Currently, the primary thermal method for heavy oil recovery is steam assisted gravity drainage (SAG-D). This process uses the injection of super-heated steam to improve the mobility of the oil. The process mainly relies on the conduction of heat from the steam to the oil. Efficient transfer of the heat requires intimate mixing of the oil and steam. During the exchange of heat, portions of the steam will be converted to liquid water, often in the form of millimeter or micron sized water droplets suspended in the oil. While it depends on the source of the oil, this process normally results in the formation of stable water-in-oil emulsion. Samples of emulsion containing oils cannot be characterized in a laboratory environment without removal of the emulsion and most demulsification protocols result in irreversible and undesirable changes to the chemical composition of the oil.
An alternative method of reducing the viscosity of the oil has been to use solvents or gases to dilute the oil and thus, form a mixture that has a lower viscosity. Depending on concentration, the dilution of the oil can cause the precipitation of the higher order species from the mixture that can also aid viscosity reduction. However, this method of viscosity reduction for sampling results in an undesirable change in the composition of the oil that prevents proper characterization of the oils chemical and physical properties.
Methods for in situ heating of oils that will not alter their composition are limited. They can be divided into two categories, Joule (or Ohmic) heating and electromagnetic heating. Ohmic heating relies on the principle of applying an electric current through a resistive element to generate heat. A recent U.S. published patent application, US 2005/0006097 A1, discloses a potential method using a downhole heater whereby variable frequencies could be applied across the resistor in order to modulate and control the heating. This method requires good placement of the heating element within the formation as conduction has to be optimized.
Electromagnetic heating uses high frequency radiation to penetrate the reservoir and heat the formation. Many examples of this type of technology for the recovery of heavy oils have been reported. Abernethy, in: Abernethy, E. R., ‘Production increase of heavy oils by electromagnetic heating’, Journal of Canadian Petroleum Technology, 1976, 91, has developed a steady state model that indicates the depth of penetration of the radiation and its heating potential for the oil. This parameter is then used to determine the viscosity reduction in the oil and the subsequent improvement in the mobility. Although the model may be quite crude, it does appear to indicate that many forms of electromagnetic heating may be used to locally heat oil for the purposes of sampling. Fanchi in: Fanchi, J. R., ‘Feasibility of reservoir heating by electromagnetic radiation’, SPE 20438, 1990, 189, devised an algorithm for determining temperature increase of an oil as a result of electromagnetic heating and also describes attempted field implementation of some of these devices.
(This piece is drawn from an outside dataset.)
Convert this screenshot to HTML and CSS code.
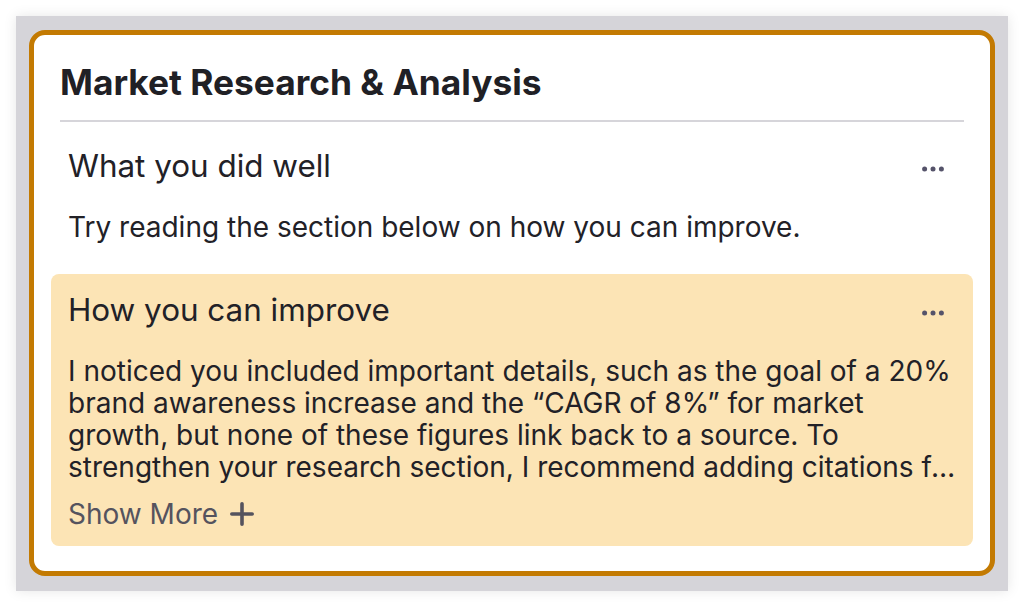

The use of microwaves and radio frequencies for the heating of in place oil has been extensively studied. Most of the microwave work has been carried out using standard microwave frequencies of 2.45 GHz with variable power input. An evaluation of microwave heating for the heavy oil recovery published as Brealy, N., ‘Evaluation of microwave methods for UKCS heavy oil recovery’, SHARP IOR newsletter, 2004, 7, indicates that field wide application of this technology may not be economic.
In U.S. Pat. No. 5,082,054 to Kiamanesh there is disclosed a system for reservoir heating that uses tunable microwaves for oil recovery. The data indicates that this process can lead to cracking of the oil and several of the claims made support this observation. This type of heating technology has been used in a field environment for differing viscosities of oil as reported in: Ovalles, C., Fonseca, A., Lara, A., Alvarado, V., Urrechega, K., Ranson, A., and Mendoza, H., ‘Opportunities of downhole dielectric heating in Venezuela: Three case studies involving medium, heavy and extra heavy crude oil reservoirs’, SPE 78980, 2002. The oil types were medium, heavy and extra heavy and all types responded with increased mobility after irradiation. No mention was made to the composition of these oils and changes induced by the heating process.
Radio frequency heating has been applied to reservoirs containing heavy oils as described in: Kasevich, R. S., Price, S. L., Faust, D. L. and Fontaine, M. F., ‘Pilot testing of a radio frequency heating system for enhanced oil recovery from diatomaceous earth’, SPE 28619, 1994, and also to aid bitumen recovery from the tar sands. These reports indicate that a positive response, regarding the mobility of the oil, was observed due to irradiation at around 13 MHz. In the first case, 250 Kwatts of power was delivered efficiently in this manner.
In all the above cases, no mention was made regarding the changes in composition of the oil except when upgrading had occurred. High temperatures and irradiation can cause fragmentation and isomerisation of components of the oil. Studies on plant oils have shown unsaturation and heteroatoms are affected by prolonged exposure to microwave sources. This is possibly due to local heating or hot spots within the oil.
The use of heat as a way to improve the characterization of the formation has been proposed in the published US patent application no. 2004/0188140 to S. Chen and D. T. Georgi. The described method proposes the heating the oil to increase the T2 relaxation time of the system. This results in more accurate NMR measurements. No information on the monitoring and control of this process are given.
In the light of the described prior art, which to the extend as it refers to heating methods for and properties of heavy oil is incorporated herein, it remains the need to develop apparatus and methods for the reservoir sampling of reservoir with heavy oil or bitumen content.